Bionic materials
Conventional approaches to create biomaterials rely on reverse engineering of biological structures, on biomimicking, and on bioinspiration. Plant nanobionics is a recent approach to engineer new materials combining plant organelles with synthetic nanoparticles to enhance, for example, photosynthesis. Biological structures often outperform man-made materials. For example, higher plants sense temperature changes with high responsivity. However, these properties do not persist after cell death. In this study we permanently stabilize the temperature response of isolated plant cells adding carbon nanotubes (CNTs). Interconnecting cells, we create materials with an effective temperature coefficient of electrical resistance (TCR) ∼2 orders of magnitude higher than the best available sensors. 
Cyberwood, Plant Nanobionic Material
Artificial skins

Artificial membranes that are sensitive to temperature are needed in robotics to augment interactions with humans and the environment and in bioengineering to improve prosthetic limbs. Existing flexible sensors achieved sensitivities of <100 mK and large responsivity albeit within narrow (<5 K) temperature ranges. Other flexible devices, working in wider temperature ranges, exhibit orders of magnitude poorer responses. However, much more versatile and temperature sensitive membranes are present in animals such as pit vipers, whose pit membranes have the highest sensitivity and responsivity in nature and are used to locate warm-blooded preys at distance. We show that pectin films mimic the sensing mechanism of pit membranes and parallel their record performances. These films map temperature on surfaces with a sensitivity of at least 10 mK in a wide temperature range (45 K), have very high responsivity, and detect warm bodies at distance. The produced material can be integrated as a layer in artificial skins platforms and boost their temperature sensitivity to reach the best biological performance. 

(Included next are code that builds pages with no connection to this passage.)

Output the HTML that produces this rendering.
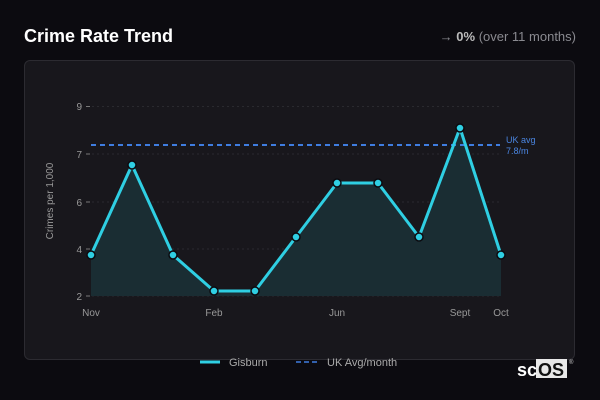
<!DOCTYPE html>
<html><head><meta charset="utf-8"><style>
body{margin:0;width:600px;height:400px;background:#0c0b10;font-family:"Liberation Sans",sans-serif;overflow:hidden;position:relative}
.t{position:absolute;left:24px;top:26px;color:#fff;font-weight:bold;font-size:18px}
.r{position:absolute;right:24px;top:29px;color:#8a8a90;font-size:13px}
.r b{color:#bbb}
.card{position:absolute;left:24px;top:60px;width:551px;height:300px;background:#18171c;border:1px solid #2c2b31;border-radius:6px;box-sizing:border-box}
</style></head><body>
<div class="t">Crime Rate Trend</div>
<div class="r">→ <b>0%</b> (over 11 months)</div>
<div class="card"></div>
<svg width="600" height="400" style="position:absolute;left:0;top:0" font-family="Liberation Sans,sans-serif">
<g stroke="#2a2a2f" stroke-dasharray="2,3" stroke-width="1">
<line x1="92" x2="500" y1="106.5" y2="106.5"/><line x1="92" x2="500" y1="154" y2="154"/><line x1="92" x2="500" y1="202" y2="202"/><line x1="92" x2="500" y1="249" y2="249"/><line x1="92" x2="500" y1="296" y2="296"/>
</g>
<g stroke="#777"><line x1="86" x2="90" y1="106.5" y2="106.5"/><line x1="86" x2="90" y1="154" y2="154"/><line x1="86" x2="90" y1="202" y2="202"/><line x1="86" x2="90" y1="249" y2="249"/><line x1="86" x2="90" y1="296" y2="296"/></g>
<g fill="#999" font-size="10" text-anchor="end"><text x="82" y="110">9</text><text x="82" y="158">7</text><text x="82" y="206">6</text><text x="82" y="253">4</text><text x="82" y="300">2</text></g>
<text transform="translate(53,201) rotate(-90)" fill="#999" font-size="10" text-anchor="middle">Crimes per 1,000</text>
<polygon fill="#1a2d33" points="91,296 91,255 132,165 173,255 214,291 255,291 296,237 337,183 378,183 419,237 460,128 501,255 501,296"/>
<line x1="91" x2="500" y1="145" y2="145" stroke="#3f7de0" stroke-width="2" stroke-dasharray="5,4"/>
<text x="506" y="143" fill="#4a85e0" font-size="9">UK avg</text><text x="506" y="154" fill="#4a85e0" font-size="9">7.8/m</text>
<polyline fill="none" stroke="#2fcfe3" stroke-width="3" stroke-linejoin="round" points="91,255 132,165 173,255 214,291 255,291 296,237 337,183 378,183 419,237 460,128 501,255"/>
<g fill="#2fcfe3" stroke="#0c0b10" stroke-width="1.5">
<circle cx="91" cy="255" r="4"/><circle cx="132" cy="165" r="4"/><circle cx="173" cy="255" r="4"/><circle cx="214" cy="291" r="4"/><circle cx="255" cy="291" r="4"/><circle cx="296" cy="237" r="4"/><circle cx="337" cy="183" r="4"/><circle cx="378" cy="183" r="4"/><circle cx="419" cy="237" r="4"/><circle cx="460" cy="128" r="4"/><circle cx="501" cy="255" r="4"/>
</g>
<g fill="#999" font-size="10" text-anchor="middle"><text x="91" y="316">Nov</text><text x="214" y="316">Feb</text><text x="337" y="316">Jun</text><text x="460" y="316">Sept</text><text x="501" y="316">Oct</text></g>
<line x1="200" x2="220" y1="362" y2="362" stroke="#2fcfe3" stroke-width="3"/>
<text x="229" y="366" fill="#aaa" font-size="11">Gisburn</text>
<line x1="296" x2="318" y1="362" y2="362" stroke="#3f7de0" stroke-width="1.5" stroke-dasharray="5,3"/>
<text x="327" y="366" fill="#aaa" font-size="11">UK Avg/month</text>
<rect x="536" y="359" width="31" height="19" fill="#e8e8e8"/>
<text x="517" y="376" fill="#fff" font-size="18" font-weight="bold">sc</text>
<text x="538" y="376" fill="#111" font-size="18" font-weight="bold">OS</text>
<text x="569" y="364" fill="#ccc" font-size="6">®</text>
</svg>
</body></html>
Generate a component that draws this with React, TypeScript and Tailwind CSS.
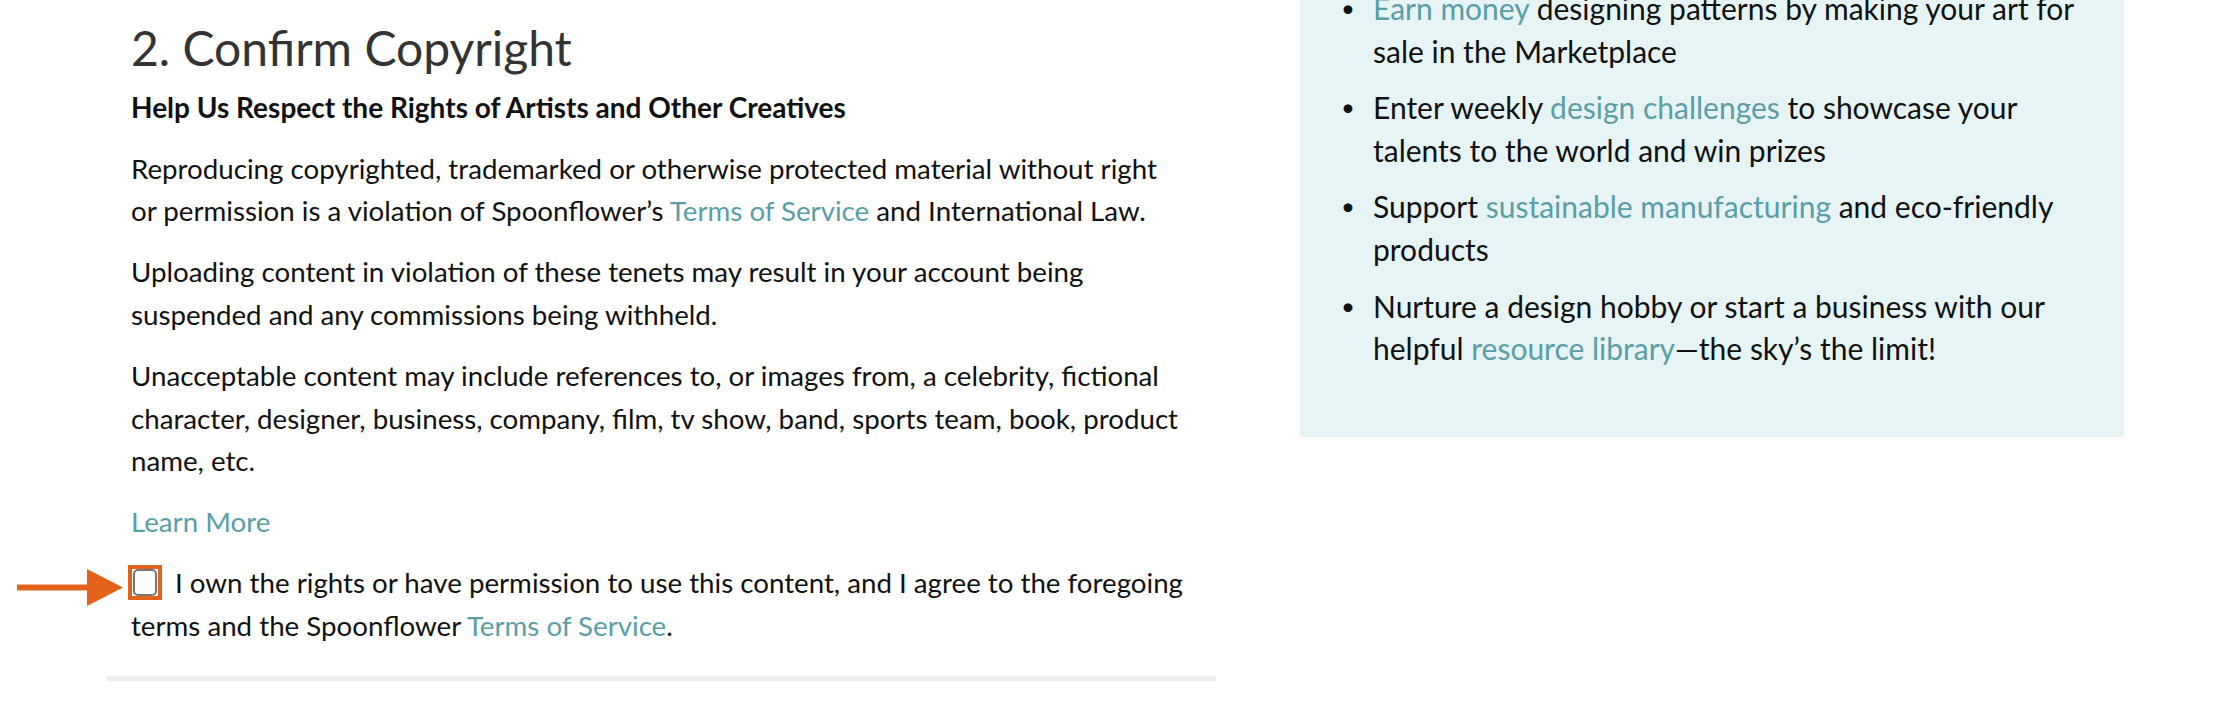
const LINK = 'text-[#5a9ea6]'

function Arrow() {
  return (
    <svg
      className="absolute left-[-115px] top-[-1px] pointer-events-none"
      width="108"
      height="40"
      viewBox="0 0 108 40"
    >
      <rect x="0" y="16.5" width="76" height="6" fill="#e4631b" />
      <polygon points="70,1 106,19.5 70,38" fill="#e4631b" />
    </svg>
  )
}

function Checkbox() {
  return (
    <span className="relative inline-block align-middle top-[-4px] ml-[-3px] mr-[13px] border-[4px] border-[#e4631b] px-[1px] py-[0px]">
      <Arrow />
      <span className="block w-[24px] h-[27px] rounded-[5px] border-2 border-[#767676] bg-white" />
    </span>
  )
}

function CopyrightForm() {
  const p = 'mb-[18.5px] text-[27.7px] leading-[42.6px]'
  return (
    <div className="w-[1109px] shrink-0">
      <div className="pl-[24px] pr-[30px] pt-[20px]">
        <h2 className="text-[48px] leading-[56px] font-normal text-[#333] mb-[10px]">
          2. Confirm Copyright
        </h2>
        <p className="text-[28px] leading-[42.6px] font-bold mb-[19px]">
          Help Us Respect the Rights of Artists and Other Creatives
        </p>
        <p className={p}>
          Reproducing copyrighted, trademarked or otherwise protected material without right or
          permission is a violation of Spoonflower’s <a className={LINK}>Terms of Service</a> and
          International Law.
        </p>
        <p className={p}>
          Uploading content in violation of these tenets may result in your account being suspended
          and any commissions being withheld.
        </p>
        <p className={p}>
          Unacceptable content may include references to, or images from, a celebrity, fictional
          character, designer, business, company, film, tv show, band, sports team, book, product
          name, etc.
        </p>
        <p className={p}>
          <a className={LINK}>Learn More</a>
        </p>
        <label className="block text-[27.7px] leading-[42.6px]">
          <Checkbox />
          I own the rights or have permission to use this content, and I agree to the foregoing
          terms and the Spoonflower <a className={LINK}>Terms of Service</a>.
        </label>
      </div>
      <div className="mt-[28px] h-[5px] bg-[#ececec]" />
    </div>
  )
}

const perks = [
  <>
    <a className={LINK}>Earn money</a> designing patterns by making your art for sale in the
    Marketplace
  </>,
  <>
    Enter weekly <a className={LINK}>design challenges</a> to showcase your talents to the world
    and win prizes
  </>,
  <>
    Support <a className={LINK}>sustainable manufacturing</a> and eco-friendly products
  </>,
  <>
    Nurture a design hobby or start a business with our helpful{' '}
    <a className={LINK}>resource library</a>—the sky’s the limit!
  </>,
]

function PerksPanel() {
  return (
    <div className="w-[824px] shrink-0 bg-[#e6f4f6] mt-[-60px] pt-[47px] pb-[67px] pl-[41px] pr-[39px]">
      <ul className="text-[30px] leading-[42.6px]">
        {perks.map((item, i) => (
          <li key={i} className="flex mb-[14px] last:mb-0">
            <span className="w-[32px] shrink-0 text-[24px]">•</span>
            <span>{item}</span>
          </li>
        ))}
      </ul>
    </div>
  )
}

export default function App() {
  return (
    <div
      className="min-h-[716px] bg-white text-[#111] overflow-hidden"
      style={{ fontFamily: 'Lato, "Open Sans", sans-serif' }}
    >
      <div className="flex items-start pl-[107px] gap-[84px]">
        <CopyrightForm />
        <PerksPanel />
      </div>
    </div>
  )
}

Pectin Skin, Robot Skin, West World
Hand Thermal Image
3D printed mechanical antibacterials
Bacteria Trap

   
Recently the first colistin resistant strain of E. coli in a patient in the United States has been reported. This finding is particularly alarming because it shows a path for the emergence and dissemination of pan-drug resistant bacterial strands. This could lead to the end of the road for antibiotics. For this reason, limiting the use of antibiotics is mandatory as well as limiting the spread of species carrying the resistance genes in the environment. Alternative solutions not relying on drugs and chemicals to reduce the load of unwanted bacteria are therefore badly needed.​ We show a new drug-free technology to reduce the load of E. coli in liquids. This method operates with no antibiotics, chemicals or pharmaceutical substances, works at room temperature and exploits motility of bacteria. We projected deployable 3D printed micro-traps that confine E. coli in their volume by only exploiting bacteria’s own mobility. The micro-traps operate through engineered apertures that rectify bacterial swimming and direct the cells into the sequestering micro-cavities. The method opens the road to a new “pharmacology” based on 3D micro-technology and the possibility to interfere mechanically with the dynamic properties of pathogens.
    

Bionic ventricular
volume sensor​
Pig Heart, Animal Experiments
   
In patients with chronic left heart failure, the left ventricular volume will increase. Left heart failure leads to pulmonary congestion which results in clinical symptom of dyspnea. The extent of left ventricular dilatation is related to the severity of left heart failure. To monitor the progress of the disease an implantable ventricular volume sensor is highly desirable. If the ventricle is severely compromised, implantation of a left ventricular assist device (L-VAD) is necessary. In currently available L-VADs, equipped with a continuous flow pumps, no feedback is present to automatically adjust the flow level. In case the speed of the pump is low with respect to the actual need of the patient, the ventricle is not depleted properly and the ventricular volume increases. In the opposite case, the depletion is too severe and the two walls of the ventricle may collapse. Different volume sensors are described in the scientific literature, but there is a substantial lack of implantable sensors.The scope of our research is to test a new principle for implantable bionic ventricular volume sensors. The new sensors are minimally invasive and can exploit existing medical procedures and devices, could be used to monitor patients with chronic heart failure, or to inform the controller of an L-VAD. With proper volume measurements, the L-VAD controller could adjust the speed of the pump to fit the patient’s needs and optimize the ventricular volume.